MacBaren licensed the rights to manufacture Three Nuns, and in the summer of 2013, began distributing it to the American market as well as for Europe. I was unhappy to discover they were using the Orlik formulation instead of the VaPer. However, I have now been smoking this new variant, and will relate my thoughts on the subject. There are differences between the new production and Orlik's product. The cut coins are a little bigger and more loosely spun. The Kentucky is generally more spread out in the coin rather than centered. The tobacco was fairly dry out of the tin, unlike previous versions, which had a slight moisture to them. The sour taste that was present in the earlier incarnations is very similar, but toned down a little. The sweetness is very slightly more prominent at times, which possibly comes from how the Kentucky is processed or perhaps there's a very light difference in the topping? This Kentucky is darker, fuller, a little more woodsy, and certainly spicier than what Orlik used, and is superior in every way. In fact, it's the same dark fired Kentucky MacBaren uses in several of their other blends. The Virginia is also darker than what was employed in previously made variants. Essentially, Three Nuns has gone from the original Bell's blend to being a MacBaren product that uses the Orlik recipe with their own tobaccos. The flavor profile is similar, but in a blind taste test, anyone who has smoked any of the previous versions could tell which was which. This is now a full fledged MacBaren product.

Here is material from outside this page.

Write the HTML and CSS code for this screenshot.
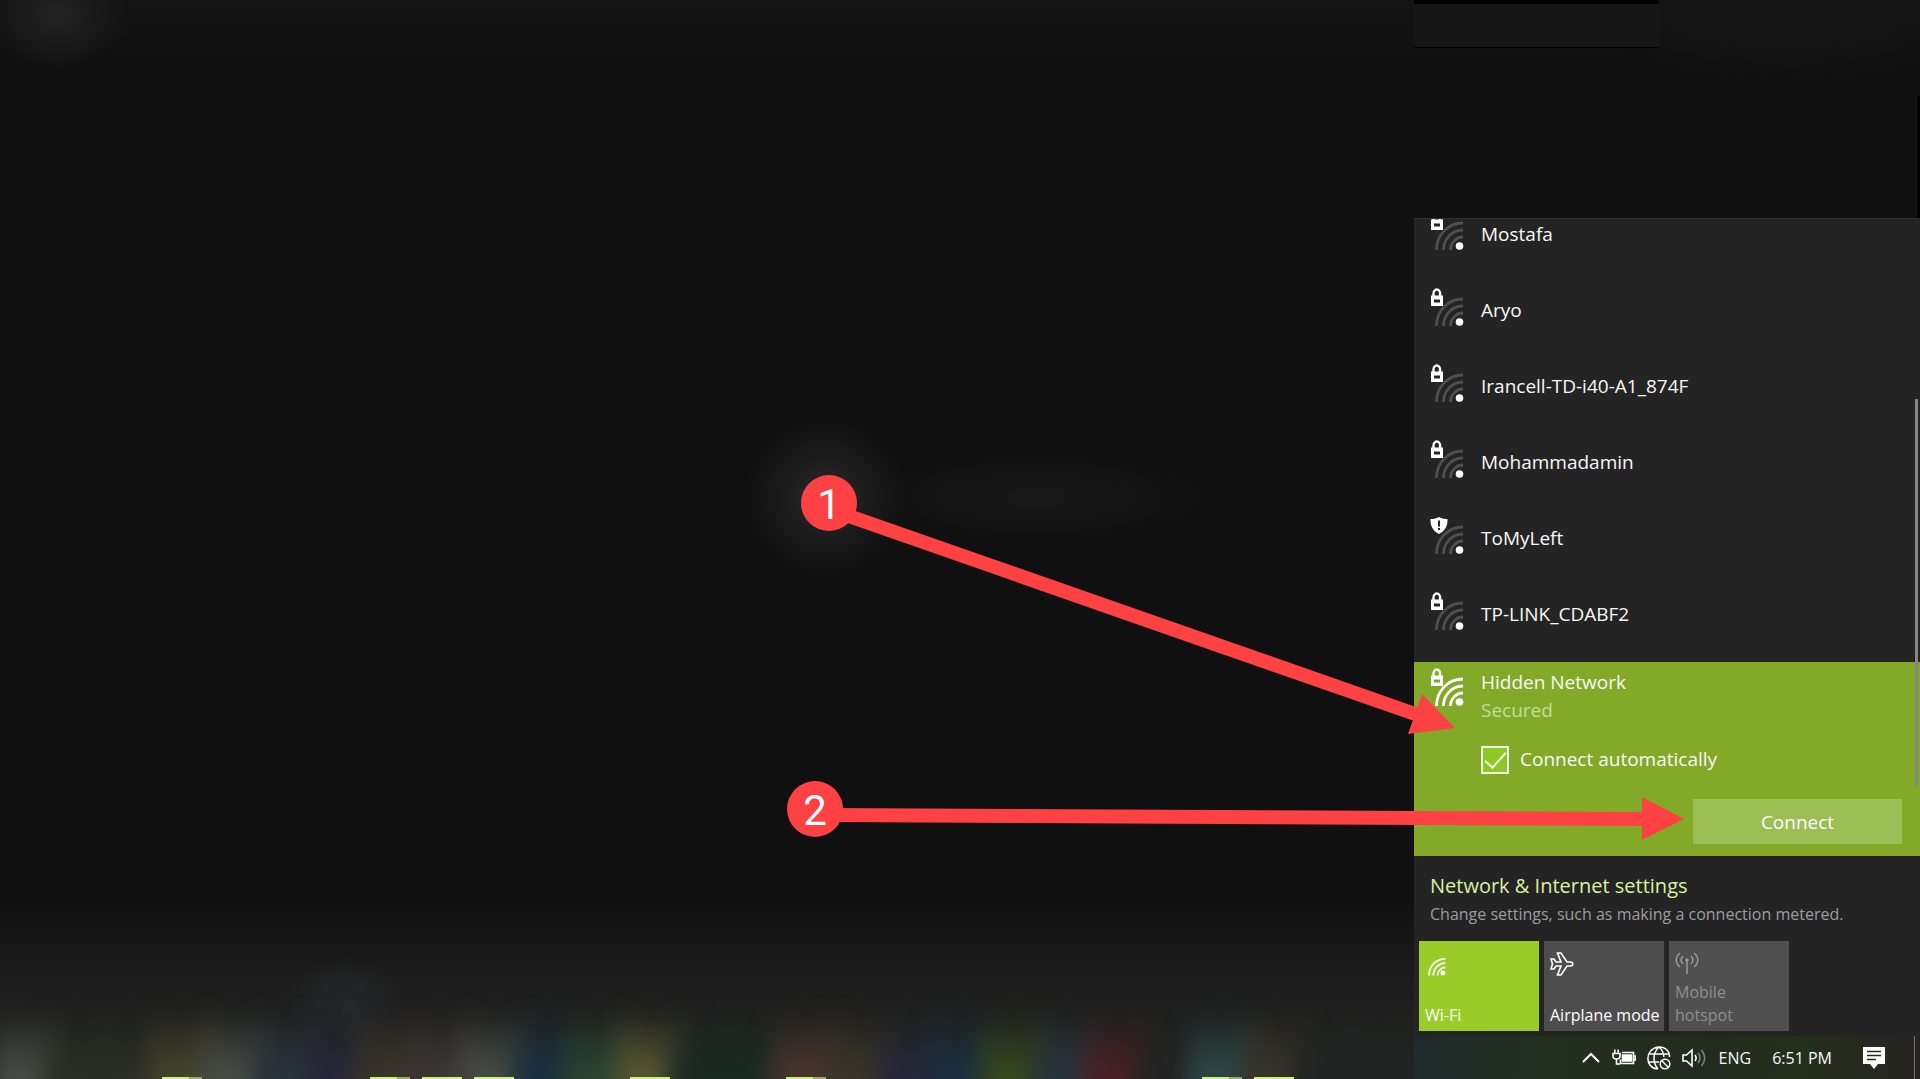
FILE: index.html
```html
<!DOCTYPE html>
<html lang="en">
<head>
<meta charset="UTF-8">
<meta name="viewport" content="width=device-width, initial-scale=1.0">
<title>Connect to a hidden network</title>
<link rel="stylesheet" href="styles.css">
</head>
<body>

  <!-- shared icons -->
  <svg class="icon-defs" aria-hidden="true">
    <symbol id="arcs" viewBox="0 0 34 39">
      <g fill="none" stroke="currentColor" stroke-width="2.8">
        <path d="M6.500 38C6.500 23 18 11 33 11"/>
        <path d="M13.500 38C13.500 27 22 18 33 18"/>
        <path d="M20.500 38C20.500 31 26 25 33 25"/>
      </g>
    </symbol>
    <symbol id="lock" viewBox="0 0 34 39">
      <path d="M3.500 8V5.500a3.300 4 0 0 1 6.600 0V8" fill="none" stroke="#fff" stroke-width="2.400"/>
      <path d="M1 7.500h12V18H1zM4 11.500v3h6v-3z" fill="#fff" fill-rule="evenodd"/>
      <circle cx="29.500" cy="34" r="3.800" fill="#fff"/>
    </symbol>
    <symbol id="shield" viewBox="0 0 34 39">
      <path d="M9 1c2.500 1.500 5 2 8.500 2 .3 7-2.500 12-8.500 15C3 15 .2 10 .5 3 4 3 6.500 2.500 9 1z" fill="#fff"/>
      <path d="M9 4.500v6M9 12v2" stroke="#242424" stroke-width="2"/>
      <circle cx="29.500" cy="34" r="3.800" fill="#fff"/>
    </symbol>
  </svg>

  <main class="desktop">
    <div class="titlebar"></div>
    <div class="edge"></div>

    <section class="flyout" aria-label="Networks">
      <ul class="networks">
        <li class="network">
          <svg class="signal"><use href="#arcs"/><use href="#lock"/></svg>
          <span class="name">Mostafa</span>
        </li>
        <li class="network">
          <svg class="signal"><use href="#arcs"/><use href="#lock"/></svg>
          <span class="name">Aryo</span>
        </li>
        <li class="network">
          <svg class="signal"><use href="#arcs"/><use href="#lock"/></svg>
          <span class="name">Irancell-TD-i40-A1_874F</span>
        </li>
        <li class="network">
          <svg class="signal"><use href="#arcs"/><use href="#lock"/></svg>
          <span class="name">Mohammadamin</span>
        </li>
        <li class="network">
          <svg class="signal"><use href="#arcs"/><use href="#shield"/></svg>
          <span class="name">ToMyLeft</span>
        </li>
        <li class="network">
          <svg class="signal"><use href="#arcs"/><use href="#lock"/></svg>
          <span class="name">TP-LINK_CDABF2</span>
        </li>
      </ul>

      <div class="selected">
        <svg class="signal"><use href="#arcs"/><use href="#lock"/></svg>
        <div class="details">
          <div class="name">Hidden Network</div>
          <div class="status">Secured</div>
          <div class="auto">
            <input type="checkbox" id="auto" checked>
            <label for="auto">Connect automatically</label>
          </div>
          <button class="connect">Connect</button>
        </div>
      </div>
      <div class="scrollbar"></div>

      <div class="settings">
        <a href="#">Network &amp; Internet settings</a>
        <p>Change settings, such as making a connection metered.</p>
      </div>

      <div class="tiles">
        <button class="tile on">
          <svg width="21" height="24" viewBox="0 0 34 39"><use href="#arcs"/><circle cx="29" cy="34" r="4" fill="#fff"/></svg>
          <span>Wi-Fi</span>
        </button>
        <button class="tile">
          <svg width="24" height="24" viewBox="0 0 24 24" fill="none" stroke="#fff" stroke-width="1.600"><path d="M1 7h3l2 3h5L7.500 1H11l6 9h3.500c3 0 3 4 0 4H17l-6 9H7.500L11 14H6l-2 3H1l1.500-5z"/></svg>
          <span>Airplane mode</span>
        </button>
        <button class="tile off" disabled>
          <svg width="24" height="24" viewBox="0 0 24 24" fill="none" stroke="#9a9a9a" stroke-width="1.500"><path d="M12 9v14M5 2C0 6 0 12 5 16M19 2c5 4 5 10 0 14M8 5C5.500 7.500 5.500 10.500 8 13M16 5c2.500 2.500 2.500 5.500 0 8"/><circle cx="12" cy="9" r="1"/></svg>
          <span>Mobile hotspot</span>
        </button>
      </div>
    </section>
  </main>

  <footer class="taskbar">
    <!-- pinned apps, out of focus -->
    <div class="apps">
      <i class="app c-grey"></i>
      <i class="app c-moss"></i>
      <i class="app c-moss"></i>
      <i class="app c-olive open grouped"></i>
      <i class="app c-grey"></i>
      <i class="app c-slate"></i>
      <i class="app c-indigo"></i>
      <i class="app c-sand open grouped"></i>
      <i class="app c-taupe open"></i>
      <i class="app c-grey open"></i>
      <i class="app c-blue"></i>
      <i class="app c-green"></i>
      <i class="app c-yellow open"></i>
      <i class="app c-pine"></i>
      <i class="app c-pine"></i>
      <i class="app c-brown open grouped"></i>
      <i class="app c-sand"></i>
      <i class="app c-indigo"></i>
      <i class="app c-blue"></i>
      <i class="app c-lime"></i>
      <i class="app c-slate"></i>
      <i class="app c-red"></i>
      <i class="app c-dark"></i>
      <i class="app c-teal open grouped"></i>
      <i class="app c-sand open"></i>
      <i class="app c-dark"></i>
      <i class="app c-dark"></i>
    </div>

    <div class="tray">
      <button aria-label="Show hidden icons"><svg width="20" height="24" viewBox="0 0 20 24" fill="none" stroke="#fff" stroke-width="2"><path d="M2 16l8-8 8 8"/></svg></button>
      <button aria-label="Battery"><svg width="24" height="24" viewBox="0 0 24 24" fill="none" stroke="#fff" stroke-width="1.600"><path d="M10 6.500h11.500v11h-13v-4M22 10h1.500v4H22M1 7.500h7v2.500a3.500 3 0 0 1-7 0zM2.800 7V3.500M6.200 7V3.500M4.500 13v5H8"/><path d="M10.500 9h9v6h-9z" fill="#fff"/></svg></button>
      <button aria-label="Network"><svg width="24" height="24" viewBox="0 0 24 24" fill="none" stroke="#fff" stroke-width="1.500"><path d="M10.500 23C-2 22-3 3 11.500 1c8-.5 11.500 6 11 10M1.500 8h20.500M1.500 16H12M12 1c-6.500 6-6.500 16-1 22M12 1c3.500 3 4.800 6.500 4.800 10"/><circle cx="18" cy="18" r="4.800"/><path d="M14.800 14.800l6.400 6.400"/></svg></button>
      <button aria-label="Volume"><svg width="24" height="24" viewBox="0 0 24 24" fill="none" stroke="#fff" stroke-width="1.600"><path d="M1 9h3.500L10 4v16l-5.500-5H1z"/><path d="M13 9c1.500 2 1.500 4 0 6"/><path d="M16 7c2.500 3 2.500 7 0 10M19.500 4c4 5 4 11 0 16" stroke="#7c837a"/></svg></button>
      <button class="lang">ENG</button>
      <button class="clock">6:51 PM</button>
      <button class="notify" aria-label="Notifications"><svg width="24" height="24" viewBox="0 0 24 24"><path d="M1 1h22v17h-7l-4 5-4-5H1z" fill="#fff"/><path d="M5 5.500h14M5 9.500h14M5 13.500h9" stroke="#272a24" stroke-width="1.500"/></svg></button>
      <span class="peek"></span>
    </div>
  </footer>

  <!-- numbered steps -->
  <svg class="steps" viewBox="0 0 1920 1079" aria-label="Step arrows">
    <g stroke="#fe4143" stroke-width="14">
      <path d="M840 513L1418 715"/>
      <path d="M830 815L1644 819"/>
    </g>
    <g fill="#fe4143">
      <path d="M1422 694L1455 728L1408 734z"/>
      <path d="M1642 797L1684 819L1642 840z"/>
      <circle cx="829" cy="503" r="28"/>
      <circle cx="815" cy="809" r="28"/>
    </g>
    <text x="829" y="519">1</text>
    <text x="815" y="825">2</text>
  </svg>

</body>
</html>
```

FILE: styles.css
```css
* {
  box-sizing: border-box;
}

body {
  margin: 0;
  min-height: 100vh;
  display: flex;
  flex-direction: column;
  overflow: hidden;
  background: #101010;
  color: #f8f8f8;
  font-family: "Open Sans", "Noto Sans", sans-serif;
  font-size: 19px;
}

button {
  margin: 0;
  padding: 0;
  border: none;
  background: none;
  color: inherit;
  font: inherit;
}

.icon-defs {
  position: absolute;
  width: 0;
  height: 0;
}

/* desktop */
.desktop {
  flex: 1;
  display: flex;
  justify-content: flex-end;
  align-items: flex-end;
  position: relative;
  background:
    radial-gradient(70px 55px at 3% 15px, #242424, #1b1b1b 45%, transparent),
    radial-gradient(80px 80px at 43% 48%, #2b2b2b, #1c1c1c 50%, transparent),
    radial-gradient(170px 45px at 54% 48%, #191919, transparent),
    radial-gradient(180px 60px at 93% 25px, #161616, transparent),
    radial-gradient(60px 50px at 18% 97%, #26282a, transparent),
    linear-gradient(#141414, #101010 60px, #101010 900px, #1e1e1e 990px, #20211f);
}

.titlebar {
  position: absolute;
  top: 0;
  right: 261px;
  width: 245px;
  height: 48px;
  background: #161616;
  border-top: 4px solid #000;
  border-bottom: 1px solid #000;
}

.edge {
  position: absolute;
  top: 96px;
  right: 0;
  width: 3px;
  height: 122px;
  background: #000;
}

/* network flyout */
.flyout {
  position: relative;
  z-index: 1;
  width: 506px;
  background: #242424;
  border-top: 1px solid #333;
}

.networks {
  display: flex;
  flex-direction: column;
  justify-content: flex-end;
  height: 443px;
  margin: 0;
  padding: 0;
  list-style: none;
  overflow: hidden;
}

.network {
  flex: none;
  display: flex;
  gap: 17px;
  height: 76px;
  padding: 6px 16px;
}

.network .name {
  padding-top: 8px;
}

.name,
.status {
  line-height: 28px;
}

.signal {
  flex: none;
  width: 34px;
  height: 39px;
  color: #505050;
}

.selected {
  display: flex;
  gap: 17px;
  height: 194px;
  padding: 6px 18px 12px 16px;
  background: #82aa28;
}

.selected .signal {
  color: #fff;
}

.details {
  flex: 1;
  display: flex;
  flex-direction: column;
}

.status {
  color: #c6dc98;
}

.auto {
  display: flex;
  align-items: center;
  gap: 11px;
  margin-top: 22px;
}

.auto input {
  appearance: none;
  width: 28px;
  height: 28px;
  margin: 0;
  border: 2px solid #f4f9e6;
  background: #90c728;
}

.auto input:checked::before {
  content: "";
  display: block;
  width: 19px;
  height: 9px;
  margin: 4px 2px;
  border: solid #f4f9e6;
  border-width: 0 0 2px 2px;
  transform: rotate(-48deg);
}

.auto label {
  line-height: 24px;
  padding-bottom: 2px;
}

.connect {
  align-self: flex-end;
  width: 209px;
  height: 45px;
  margin-top: auto;
  background: #9bbe55;
  color: #fff;
}

.scrollbar {
  position: absolute;
  top: 180px;
  right: 2px;
  width: 3px;
  height: 387px;
  background: #868686;
}

.settings {
  padding: 16px 16px 0;
}

.settings a {
  display: block;
  color: #d9f3a2;
  font-size: 20px;
  line-height: 28px;
  text-decoration: none;
}

.settings p {
  margin: 0;
  color: #9d9d9d;
  font-size: 16px;
  line-height: 28px;
}

.tiles {
  display: flex;
  gap: 5px;
  padding: 13px 5px 5px;
}

.tile {
  display: flex;
  flex-direction: column;
  justify-content: space-between;
  align-items: flex-start;
  width: 120px;
  height: 90px;
  padding: 11px 0 4px 6px;
  background: #4d4d4d;
  color: #fff;
  font-size: 16px;
  line-height: 23px;
  text-align: left;
  white-space: nowrap;
}

.tile.on {
  background: #99cc28;
}

.tile.off {
  padding: 10px 20px 4px 6px;
  background: #505050;
  color: #8f8f8f;
  white-space: normal;
}

/* taskbar */
.taskbar {
  display: flex;
  justify-content: space-between;
  height: 43px;
  background: #20211f;
}

.apps {
  display: flex;
}

.app {
  position: relative;
  width: 52px;
}

/* the blurred icon */
.app::before {
  content: "";
  position: absolute;
  inset: -25px -8px -30px;
  background: linear-gradient(transparent, currentColor 60px);
  filter: blur(12px);
}

.app.open::after {
  content: "";
  position: absolute;
  left: 6px;
  bottom: 0;
  z-index: 1;
  width: 40px;
  height: 2px;
  background: #c9ee7c;
}

.app.grouped::after {
  background: linear-gradient(90deg, #c9ee7c 27px, #98a970 27px);
}

.c-grey { color: #494c46; }
.c-moss { color: #2b2e25; }
.c-olive { color: #45432b; }
.c-slate { color: #2a353d; }
.c-indigo { color: #272838; }
.c-sand { color: #3b362a; }
.c-taupe { color: #3d3736; }
.c-blue { color: #1a3040; }
.c-green { color: #2a4530; }
.c-yellow { color: #5a5832; }
.c-pine { color: #1b2b24; }
.c-brown { color: #4a362e; }
.c-lime { color: #36481d; }
.c-red { color: #4a2024; }
.c-teal { color: #2c4848; }
.c-dark { color: #222524; }

.tray {
  position: relative;
  z-index: 1;
  display: flex;
  align-items: center;
  justify-content: flex-end;
  gap: 11px;
  width: 506px;
  padding-right: 5px;
  background: linear-gradient(90deg, #1f2a2c, #22301f 25%, #222c1e 60%, #24301c 75%, #262422);
  font-size: 16px;
}

.tray svg {
  display: block;
}

.lang {
  margin-left: 2px;
}

.clock {
  margin-left: 10px;
}

.notify {
  margin: 0 17px 0 19px;
}

.peek {
  width: 1px;
  height: 43px;
  background: #6e706c;
}

/* step arrows */
.steps {
  position: absolute;
  inset: 0;
  z-index: 2;
  width: 100%;
  height: 100%;
  pointer-events: none;
}

.steps text {
  fill: #fff;
  font-family: Roboto, sans-serif;
  font-size: 42px;
  text-anchor: middle;
}
```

How I feel about it now is the main point of this analysis, being that this is a review of the MacBaren Three Nuns. I like it. Very much. It's good fresh out of the tin, and I expect it to age very well if left in these exceptionally sealed tins over the course of time. But smoking it fresh out of the tin will provide you with lots of enticing, satisfying flavors. I spent a fair amount of time comparing this to earlier productions, but judging the MacBaren Three Nuns on own merits - which are considerable - it's most certainly worth your money and time. I'm going to smoke and cellar it.